THE ART OF NOISE: Into Battle (Zang Tuum Tumb Incidental Series 12") The Trevor Horn putsch on pop enters its final decisive phase. I used to hold Horn responsible for everything that went wrong, only now I realise I was complimenting him all the time. The Art Of Noise wrestles his past successes into a better perspective. Here is an impish architect of sound, a splendid deviationist who achieved the impossible of making pearls from pigs ears — Dollar and ABC —
Horn’s newest mission, masterminded by a mysterious M, is to absolutely and finally prove that everything is possible, that nothing need fall outside the popular imagination.

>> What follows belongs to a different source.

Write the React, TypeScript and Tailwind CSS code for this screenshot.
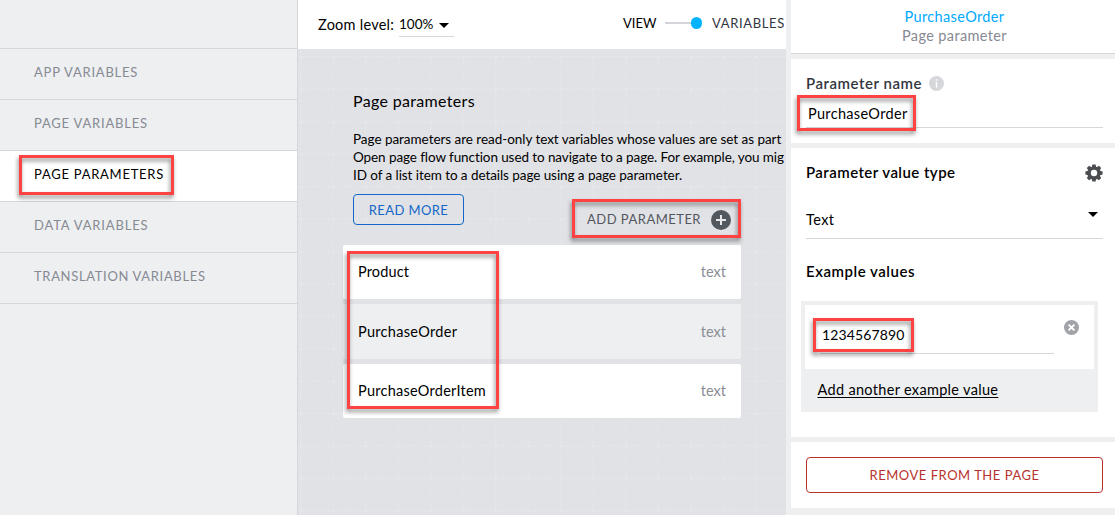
import type { ReactNode } from "react";

const navItems = [
  { label: "APP VARIABLES", tracking: "tracking-[0.78px]" },
  { label: "PAGE VARIABLES", tracking: "tracking-[0.8px]" },
  { label: "PAGE PARAMETERS", tracking: "tracking-[0.74px]", active: true },
  { label: "DATA VARIABLES", tracking: "tracking-[0.84px]" },
  { label: "TRANSLATION VARIABLES", tracking: "tracking-[0.66px]" },
];

const parameters = [
  { name: "Product", box: "h-[54px] bg-white pb-px", tracking: "tracking-[0.13px]" },
  { name: "PurchaseOrder", box: "h-[55px] bg-[#edeff1]", tracking: "tracking-[0.3px]" },
  { name: "PurchaseOrderItem", box: "h-[54px] bg-white pb-px", tracking: "tracking-[0.25px]" },
];

function Highlight({ className }: { className: string }) {
  return (
    <div
      className={`pointer-events-none absolute border-3 border-[#ff4343] drop-shadow-[-1px_3px_2px_rgba(0,0,0,0.45)] ${className}`}
    />
  );
}

function CanvasGrid() {
  return (
    <svg className="absolute inset-0 h-full w-full" aria-hidden="true">
      <defs>
        <pattern id="grid" x="2" y="7" width="32.5" height="32.45" patternUnits="userSpaceOnUse">
          <path d="M0 0.5H32.5" stroke="#e6e7ea" strokeWidth="1" strokeDasharray="3.5 1.9" />
          <path d="M0.5 0V32.5" stroke="#e5e6e9" strokeWidth="1" strokeDasharray="3.5 1.9" />
          <path d="M0 0h2v2H0z" fill="#e8e9eb" />
        </pattern>
      </defs>
      <rect width="100%" height="100%" fill="url(#grid)" />
    </svg>
  );
}

function Caret() {
  return (
    <svg width="10" height="5" viewBox="0 0 10 5" aria-hidden="true">
      <path d="M0 0H10L5 5Z" fill="#000" />
    </svg>
  );
}

function GearIcon() {
  return (
    <svg width="18" height="18" viewBox="-9 -9 18 18" aria-hidden="true">
      {[0, 45, 90, 135].map((angle) => (
        <path key={angle} d="M-2.2 -6L-1.6 -8.6H1.6L2.2 -6V6L1.6 8.6H-1.6L-2.2 6Z" fill="#4b4d51" transform={`rotate(${angle})`} />
      ))}
      <circle r="6.6" fill="#4b4d51" />
      <circle r="3.2" fill="#fff" />
    </svg>
  );
}

function Section({ className, children }: { className: string; children: ReactNode }) {
  return <section className={`bg-white pl-[15px] pr-3 ${className}`}>{children}</section>;
}

function Sidebar() {
  return (
    <nav className="h-full w-[298px] shrink-0 border-r border-[#d5d7db] bg-[#edeff1]">
      <div className="h-[49px] border-b border-[#d5d7db]" />
      {navItems.map((item) => (
        <div
          key={item.label}
          className={`flex h-[51px] items-center border-b border-[#d5d7db] pb-[2px] pl-[34px] text-[13px] ${item.tracking} ${
            item.active ? "bg-white text-black" : "text-[#878a92]"
          }`}
        >
          {item.label}
        </div>
      ))}
    </nav>
  );
}

function Workspace() {
  return (
    <main className="flex h-full w-[488px] shrink-0 flex-col overflow-hidden">
      <header className="flex h-[49px] shrink-0 bg-white">
        <div className="w-[76px] ml-5 pt-4 text-[14.5px] leading-[18px] tracking-[0.25px] whitespace-nowrap text-black">Zoom level:</div>
        <div className="ml-[5px] mt-[15px] flex h-[22px] w-[55px] justify-between border-b border-[#d5d7db] pr-[5px] text-[13.5px] leading-[18px]">
          100%
          <span className="pt-2">
            <Caret />
          </span>
        </div>
        <div className="ml-[169px] mt-[13px] flex h-[20px] items-center text-[13px] leading-[20px] whitespace-nowrap">
          <span className="w-[42px] text-black">VIEW</span>
          <span className="h-[2px] w-[26px] bg-[#d3d5da]" />
          <span className="h-3 w-[11px] rounded-full bg-[#00b3ff]" />
          <span className="ml-[10px] tracking-[0.65px] text-[#32363f]">VARIABLES</span>
        </div>
      </header>
      <div className="relative min-h-0 flex-1 overflow-hidden bg-[#e1e2e6]">
        <CanvasGrid />
        <div className="relative pl-[45px] pt-[42px]">
          <div className="pl-[10px]">
            <h1 className="text-[16px] leading-5 tracking-[0.33px] text-black">Page parameters</h1>
            <div className="mt-[19px] text-[13.5px] leading-[18px] whitespace-nowrap text-black">
              <p className="tracking-[-0.04px]">Page parameters are read-only text variables whose values are set as part</p>
              <p className="tracking-[-0.09px]">Open page flow function used to navigate to a page. For example, you mig</p>
              <p className="tracking-[-0.07px]">ID of a list item to a details page using a page parameter.</p>
            </div>
            <button className="mt-[10px] flex h-[31px] w-[111px] items-center justify-center rounded-[4px] border border-[#1467c8] text-[13px] leading-[18px] tracking-[0.4px] text-[#1467c8]">
              READ MORE
            </button>
          </div>
          <div className="-mt-[15px] flex h-5 w-[398px] items-center justify-end pr-[10px] text-[13px] tracking-[0.48px] text-[#53575e]">
            <span>ADD PARAMETER</span>
            <svg className="ml-[10px]" width="20" height="20" viewBox="0 0 20 20" aria-hidden="true">
              <circle cx="10" cy="10" r="10" fill="#53575e" />
              <path d="M5 10H15M10 5V15" stroke="#e6e7ea" strokeWidth="2" />
            </svg>
          </div>
          <div className="mt-[15px] flex w-[398px] flex-col gap-[5px]">
            {parameters.map((p) => (
              <div key={p.name} className={`flex items-center justify-between rounded-[2px] px-[15px] text-[14.5px] ${p.box}`}>
                <span className={`text-black ${p.tracking}`}>{p.name}</span>
                <span className="text-[#8b8e95]">text</span>
              </div>
            ))}
          </div>
        </div>
      </div>
    </main>
  );
}

function Inspector() {
  return (
    <aside className="flex h-full min-w-0 flex-1 flex-col gap-[5px] bg-[#edeff1] pl-[5px]">
      <header className="h-[54px] shrink-0 border-b border-[#d5d7db] bg-white pt-[7px] pl-[3px] text-center text-[14.5px] leading-[19px]">
        <div className="tracking-[0.35px] text-[#00a9ff]">PurchaseOrder</div>
        <div className="tracking-[0.37px] text-[#878a92]">Page parameter</div>
      </header>
      <Section className="h-[84px] shrink-0 pt-4">
        <div className="-mt-px flex items-center pb-px text-[15px] leading-[18px] font-semibold tracking-[0.54px] text-[#32363f]">
          Parameter name
          <svg className="ml-[7px] mt-px" width="15" height="15" viewBox="0 0 15 15" aria-hidden="true">
            <circle cx="7.5" cy="7.5" r="7.5" fill="#d5d7db" />
            <path d="M7.5 3.2V4.8M7.5 6V11.5" stroke="#fff" strokeWidth="1.4" />
          </svg>
        </div>
        <div className="mt-3 h-[23px] border-b border-[#d5d7db] pl-[2px] text-[14.5px] leading-[18px] tracking-[0.32px] text-black">
          PurchaseOrder
        </div>
      </Section>
      <Section className="h-[289px] shrink-0 pt-4">
        <div className="flex h-[18px] items-center justify-between text-[15px] leading-[18px] font-semibold tracking-[0.45px] text-black">
          <span className="pb-[2px]">Parameter value type</span>
          <GearIcon />
        </div>
        <div className="mt-[29px] flex h-[28px] justify-between border-b border-[#d5d7db] pr-[5px] text-[14.5px] leading-[18px] text-black">
          <span className="tracking-[0.4px]">Text</span>
          <span className="pt-px">
            <Caret />
          </span>
        </div>
        <div className="mt-[23px] text-[15px] leading-[18px] font-semibold tracking-[0.54px] text-black">Example values</div>
        <div className="mt-[21px] -ml-[5px] h-[111px] w-[297px] bg-[#edeff1] p-1">
          <div className="flex h-[64px] bg-white pl-[15px] pt-[15px]">
            <div className="mt-[6px] h-[28px] w-[234px] border-b border-[#d5d7db] pl-[2px] text-[14px] leading-[18px] tracking-[0.14px] text-black">
              1234567890
            </div>
            <svg className="ml-[10px]" width="15" height="15" viewBox="0 0 15 15" aria-hidden="true">
              <circle cx="7.5" cy="7.5" r="7.5" fill="#a1a3a9" />
              <path d="M4.6 4.6L10.4 10.4M10.4 4.6L4.6 10.4" stroke="#fff" strokeWidth="2" />
            </svg>
          </div>
          <div className="pl-[12.5px] pt-[12px] text-[14.5px] leading-[18px] tracking-[0.32px] text-black underline underline-offset-2">
            Add another example value
          </div>
        </div>
      </Section>
      <Section className="h-[66px] shrink-0 pt-[15px]">
        <button className="flex h-[36px] w-full items-center justify-center rounded-[4px] border border-[#b7322c] text-[13px] leading-[18px] tracking-[0.53px] text-[#b7322c]">
          REMOVE FROM THE PAGE
        </button>
      </Section>
    </aside>
  );
}

export default function App() {
  return (
    <div className="relative flex h-[515px] w-[1115px] overflow-hidden bg-[#edeff1] font-['Lato',sans-serif]">
      <Sidebar />
      <Workspace />
      <Inspector />
      <Highlight className="left-[19px] top-[155px] h-[40px] w-[155px]" />
      <Highlight className="left-[347px] top-[251px] h-[158px] w-[152px]" />
      <Highlight className="left-[572px] top-[199px] h-[39px] w-[169px]" />
      <Highlight className="left-[797px] top-[95px] h-[36px] w-[119px]" />
      <Highlight className="left-[813px] top-[318px] h-[34px] w-[101px]" />
    </div>
  );
}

Where others limit themselves to music’s sliding scale of references, The Art Of Noise drops commandos behind enemy lines in time to raid the 20th century for raw material and rediscover joy in what was too readily conceded to evil —
Words, first over-and now de-valued, are no longer enough. When they’re breathed during The Art Of Noise’s 25 minutes it’s only as simple codes —
Don’t take fright, it’s not all the angular clatter of battle; ‘Moments In Love’ is a gorgeously orchestrated latter day ‘Je T’Aime’ whose mechanical-sensuality is tempered with the thumping fall of a piledriver rhythm, as befits the times.
The Art Of Noise is to remain unfettered. Only then is it possible to restore Noise to Art.